What to produce:
Find each line holding the word "styles" and give the number of such lines, nothing else.

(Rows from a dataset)
:::::

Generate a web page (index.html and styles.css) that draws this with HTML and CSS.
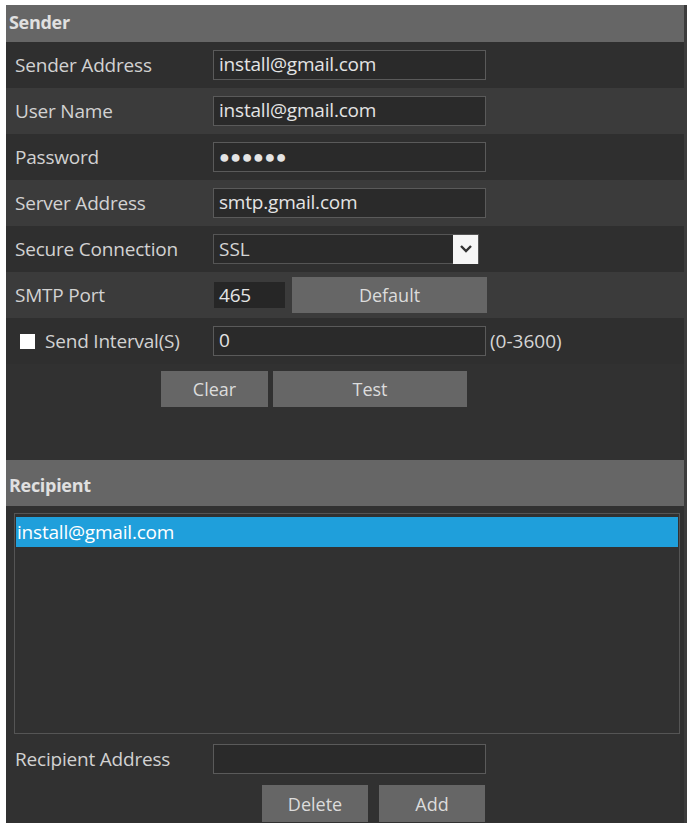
FILE: index.html
```html
<!DOCTYPE html>
<html lang="en">
<head>
    <meta charset="UTF-8">
    <meta name="viewport" content="width=device-width, initial-scale=1.0">
    <title>Email Settings</title>
    <link rel="stylesheet" href="styles.css">
</head>
<body>
    <div class="panel">
        <div class="section-head">Sender</div>

        <div class="row dark">
            <label class="label">Sender Address</label>
            <div class="field wide">install@gmail.com</div>
        </div>
        <div class="row light">
            <label class="label">User Name</label>
            <div class="field wide">install@gmail.com</div>
        </div>
        <div class="row dark">
            <label class="label">Password</label>
            <div class="field wide dots">&#9679;&#9679;&#9679;&#9679;&#9679;&#9679;</div>
        </div>
        <div class="row light">
            <label class="label">Server Address</label>
            <div class="field wide">smtp.gmail.com</div>
        </div>
        <div class="row dark">
            <label class="label">Secure Connection</label>
            <div class="select">
                <span>SSL</span>
                <span class="arrow">
                    <svg width="14" height="10" viewBox="0 0 14 10"><path d="M2 2 L7 7 L12 2" fill="none" stroke="#333" stroke-width="2.4"/></svg>
                </span>
            </div>
        </div>
        <div class="row light">
            <label class="label">SMTP Port</label>
            <div class="field port">465</div>
            <button class="btn default-btn">Default</button>
        </div>
        <div class="row dark">
            <label class="label check-label"><span class="checkbox"></span>Send Interval(S)</label>
            <div class="field wide">0</div>
            <span class="hint">(0-3600)</span>
        </div>
        <div class="actions sender-actions">
            <button class="btn clear-btn">Clear</button>
            <button class="btn test-btn">Test</button>
        </div>

        <div class="section-head recipient-head">Recipient</div>
        <div class="listbox">
            <div class="item selected">install@gmail.com</div>
        </div>
        <div class="row recipient-row">
            <label class="label">Recipient Address</label>
            <div class="field wide"></div>
        </div>
        <div class="actions recipient-actions">
            <button class="btn small-btn">Delete</button>
            <button class="btn small-btn">Add</button>
        </div>
    </div>
</body>
</html>
```

FILE: styles.css
```css
body { margin: 0; padding: 5px 0 0 6px; background: #fff; font-family: "Open Sans", "Noto Sans", Arial, sans-serif; }
.panel { background: #313131; height: 818px; color: #d6d6d6; font-size: 19px; border-right: 3px solid #3c3c3c; box-sizing: border-box; }
.section-head { background: #666; height: 37px; line-height: 34px; padding-left: 3px; font-weight: bold; font-size: 18px; color: #e0e0e0; letter-spacing: -0.3px; }
.recipient-head { height: 46px; line-height: 50px; margin-top: 4px; }
.row { display: flex; align-items: center; height: 46px; }
.dark { background: #2f2f2f; }
.light { background: #3b3b3b; }
.label { width: 207px; padding-left: 9px; box-sizing: border-box; color: #d2d2d2; letter-spacing: -0.2px; }
.field { height: 28px; line-height: 27px; border: 1px solid #5a5a5a; background: #2a2a2a; box-sizing: border-box; padding-left: 5px; color: #e4e4e4; letter-spacing: -0.2px; }
.wide { width: 273px; height: 30px; }
.dots { font-size: 18px; letter-spacing: 0.5px; }
.port { width: 73px; border-color: #3b3b3b; background: #262626; }
.select { display: flex; align-items: center; justify-content: space-between; width: 266px; height: 30px; border: 1px solid #555; background: #2a2a2a; box-sizing: border-box; padding-left: 5px; }
.arrow { display: flex; align-items: center; justify-content: center; width: 25px; height: 29px; background: #f6f6f6; }
.btn { font-family: inherit; font-size: 18px; color: #dcdcdc; background: #666; border: 0; height: 36px; }
.default-btn { width: 195px; margin-left: 6px; }
.check-label { display: flex; align-items: center; padding-left: 14px; }
.checkbox { flex: none; width: 15px; height: 15px; background: #fff; margin-right: 10px; }
.hint { margin-left: 4px; }
.actions { display: flex; gap: 5px; }
.sender-actions { padding-top: 7px; padding-left: 155px; height: 92px; box-sizing: border-box; }
.clear-btn { width: 107px; }
.test-btn { width: 194px; }
.listbox { margin: 7px 4px 0 8px; height: 221px; border: 1px solid #555; box-sizing: border-box; padding: 3px 1px; }
.item { height: 30px; line-height: 30px; padding-left: 1px; letter-spacing: -0.2px; }
.selected { background: #1f9fdb; color: #fff; }
.recipient-row { height: 46px; margin-top: 2px; }
.recipient-actions { padding-left: 256px; gap: 11px; margin-top: 3px; }
.small-btn { width: 106px; height: 37px; }
```
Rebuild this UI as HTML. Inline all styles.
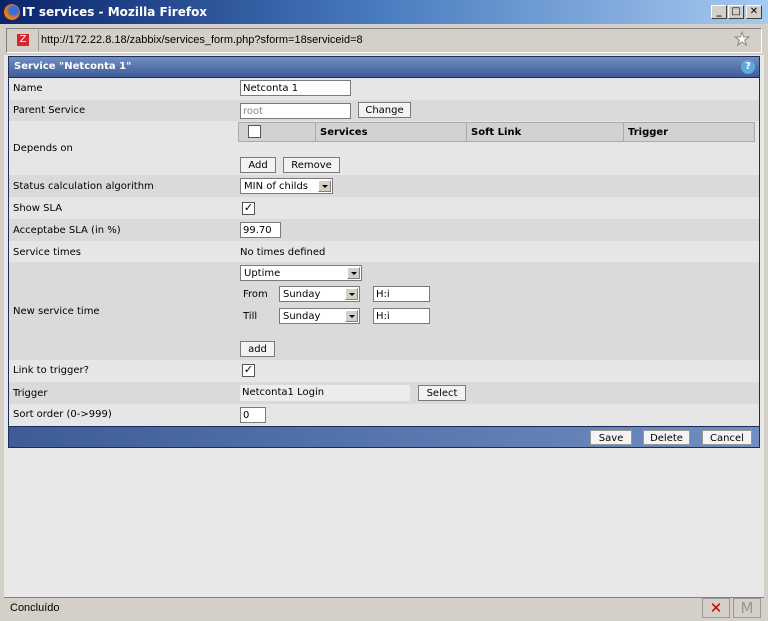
<!DOCTYPE html>
<html><head><meta charset="utf-8"><style>
*{margin:0;padding:0;box-sizing:border-box}
body{width:768px;height:621px;position:relative;overflow:hidden;background:#d4d0c8;font-family:"DejaVu Sans","Liberation Sans",sans-serif;font-size:10px;color:#000}
.a{position:absolute}
.title{left:0;top:0;width:768px;height:24px;background:linear-gradient(90deg,#0a246a,#4a7cc0 50%,#a6caf0);color:#fff;font-weight:bold;font-size:12px;line-height:24px;padding-left:22px}
.wb{top:5px;width:16px;height:14px;background:#d4d0c8;border:1px solid;border-color:#fff #404040 #404040 #fff;font-size:10px;line-height:12px;text-align:center;color:#000;font-weight:bold}
.addr{left:6px;top:28px;width:756px;height:25px;background:#d4d0c8;border:1px solid;border-color:#808080 #fff #fff #808080;font-size:11px;line-height:23px;padding-left:34px;font-family:"Liberation Sans",sans-serif}
.page{left:4px;top:55px;width:760px;height:542px;background:#e8e8e8}
.hdr{left:8px;top:56px;width:752px;height:22px;background:linear-gradient(#6f8fc2,#3d5c98);border:1px solid #1c2d5a;color:#fff;font-weight:bold;line-height:20px;padding-left:5px}
.row{left:8px;width:752px;border-left:1px solid #1c2d5a;border-right:1px solid #1c2d5a}
.l{background:#e6e6e6}.d{background:#dadada}
.lbl{left:13px}
.in{background:#fff;border:1px solid #7a7a7a;height:16px;padding:1px 0 0 2px;line-height:14px}
.btn{background:#f2f2f2;border:1px solid #7a7a7a;height:16px;text-align:center;line-height:14px;padding-top:1px}
.sel{background:#fff;border:1px solid #7a7a7a;height:16px;padding:1px 0 0 3px;line-height:14px}
.sel i{position:absolute;right:1px;top:1px;width:13px;height:12px;background:#d4d0c8;border:1px solid;border-color:#fff #808080 #808080 #fff}
.sel i:after{content:"";position:absolute;left:3px;top:4px;border:3px solid transparent;border-top:3px solid #000}
.cb{width:13px;height:13px;background:#fff;border:1px solid #555;font-size:11px;line-height:10px;text-align:center;font-weight:bold}
.foot{left:8px;top:426px;width:752px;height:22px;background:linear-gradient(90deg,#3d5c98,#6f8fc2);border:1px solid #1c2d5a}
.fb{top:430px;height:15px;background:#f4f4f4;border:1px solid #999;text-align:center;line-height:13px;padding-top:1px}
.status{left:4px;top:597px;width:760px;height:21px;border-top:1px solid #808080;background:#d4d0c8;font-size:11px;line-height:20px;padding-left:6px;font-family:"Liberation Sans",sans-serif}
</style></head><body>
<div class="a title">IT services - Mozilla Firefox</div>
<div class="a" style="left:4px;top:4px;width:16px;height:16px;border-radius:50%;background:radial-gradient(circle at 60% 40%,#3c6ed4 30%,#f07a10 55%)"></div>
<div class="a wb" style="left:711px">_</div><div class="a wb" style="left:728px">□</div><div class="a wb" style="left:746px">✕</div>
<div class="a addr">http://172.22.8.18/zabbix/services_form.php?sform=18serviceid=8</div>
<div class="a" style="left:9px;top:30px;width:30px;height:21px;border-right:1px solid #999"></div>
<div class="a" style="left:17px;top:34px;width:12px;height:12px;background:#d8262e;color:#fff;font-size:10px;line-height:12px;text-align:center">Z</div>
<div class="a" style="left:734px;top:29px;font-size:18px;color:#fff;-webkit-text-stroke:1px #888">★</div>
<div class="a page"></div>
<div class="a hdr">Service "Netconta 1"</div>
<div class="a" style="left:741px;top:60px;width:14px;height:14px;border-radius:50%;background:#5fa8d8;color:#fff;font-size:10px;font-weight:bold;text-align:center;line-height:14px">?</div>

<div class="a row l" style="top:78px;height:22px"></div>
<div class="a row d" style="top:100px;height:21px"></div>
<div class="a row l" style="top:121px;height:54px"></div>
<div class="a row d" style="top:175px;height:22px"></div>
<div class="a row l" style="top:197px;height:22px"></div>
<div class="a row d" style="top:219px;height:22px"></div>
<div class="a row l" style="top:241px;height:21px"></div>
<div class="a row d" style="top:262px;height:98px"></div>
<div class="a row l" style="top:360px;height:22px"></div>
<div class="a row d" style="top:382px;height:22px"></div>
<div class="a row l" style="top:404px;height:22px"></div>

<div class="a lbl" style="top:83px">Name</div>
<div class="a lbl" style="top:105px">Parent Service</div>
<div class="a lbl" style="top:143px">Depends on</div>
<div class="a lbl" style="top:181px">Status calculation algorithm</div>
<div class="a lbl" style="top:203px">Show SLA</div>
<div class="a lbl" style="top:225px">Acceptabe SLA (in %)</div>
<div class="a lbl" style="top:247px">Service times</div>
<div class="a lbl" style="top:306px">New service time</div>
<div class="a lbl" style="top:365px">Link to trigger?</div>
<div class="a lbl" style="top:388px">Trigger</div>
<div class="a lbl" style="top:409px">Sort order (0-&gt;999)</div>

<div class="a in" style="left:240px;top:80px;width:111px">Netconta 1</div>
<div class="a in" style="left:240px;top:103px;width:111px;color:#888">root</div>
<div class="a btn" style="left:358px;top:102px;width:53px">Change</div>
<div class="a" style="left:238px;top:122px;width:517px;height:20px;background:#d2d2d2;border:1px solid #aaa;font-weight:bold"></div>
<div class="a" style="left:315px;top:123px;width:1px;height:18px;background:#aaa"></div>
<div class="a" style="left:466px;top:123px;width:1px;height:18px;background:#aaa"></div>
<div class="a" style="left:623px;top:123px;width:1px;height:18px;background:#aaa"></div>
<div class="a cb" style="left:248px;top:125px"></div>
<div class="a" style="left:320px;top:127px;font-weight:bold">Services</div>
<div class="a" style="left:471px;top:127px;font-weight:bold">Soft Link</div>
<div class="a" style="left:628px;top:127px;font-weight:bold">Trigger</div>
<div class="a btn" style="left:240px;top:157px;width:36px">Add</div>
<div class="a btn" style="left:283px;top:157px;width:57px">Remove</div>
<div class="a sel" style="left:240px;top:178px;width:93px">MIN of childs<i></i></div>
<div class="a cb" style="left:242px;top:202px">✓</div>
<div class="a in" style="left:240px;top:222px;width:41px">99.70</div>
<div class="a" style="left:240px;top:247px">No times defined</div>
<div class="a sel" style="left:240px;top:265px;width:122px">Uptime<i></i></div>
<div class="a" style="left:243px;top:289px">From</div>
<div class="a sel" style="left:279px;top:286px;width:81px">Sunday<i></i></div>
<div class="a in" style="left:373px;top:286px;width:57px">H:i</div>
<div class="a" style="left:243px;top:311px">Till</div>
<div class="a sel" style="left:279px;top:308px;width:81px">Sunday<i></i></div>
<div class="a in" style="left:373px;top:308px;width:57px">H:i</div>
<div class="a btn" style="left:240px;top:341px;width:35px">add</div>
<div class="a cb" style="left:242px;top:364px">✓</div>
<div class="a" style="left:240px;top:385px;width:170px;height:16px;background:#ececec;padding-left:2px;line-height:16px">Netconta1 Login</div>
<div class="a btn" style="left:418px;top:385px;width:48px">Select</div>
<div class="a in" style="left:240px;top:407px;width:26px">0</div>

<div class="a foot"></div>
<div class="a fb" style="left:590px;width:42px">Save</div>
<div class="a fb" style="left:643px;width:47px">Delete</div>
<div class="a fb" style="left:702px;width:50px">Cancel</div>

<div class="a status">Concluído</div>
<div class="a" style="left:702px;top:598px;width:28px;height:20px;border:1px solid #999;color:#c00;font-weight:bold;font-size:15px;text-align:center;line-height:18px">✕</div>
<div class="a" style="left:733px;top:598px;width:28px;height:20px;border:1px solid #999;color:#999;font-size:15px;text-align:center;line-height:18px">M</div>
</body></html>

:::::

Final answer:
4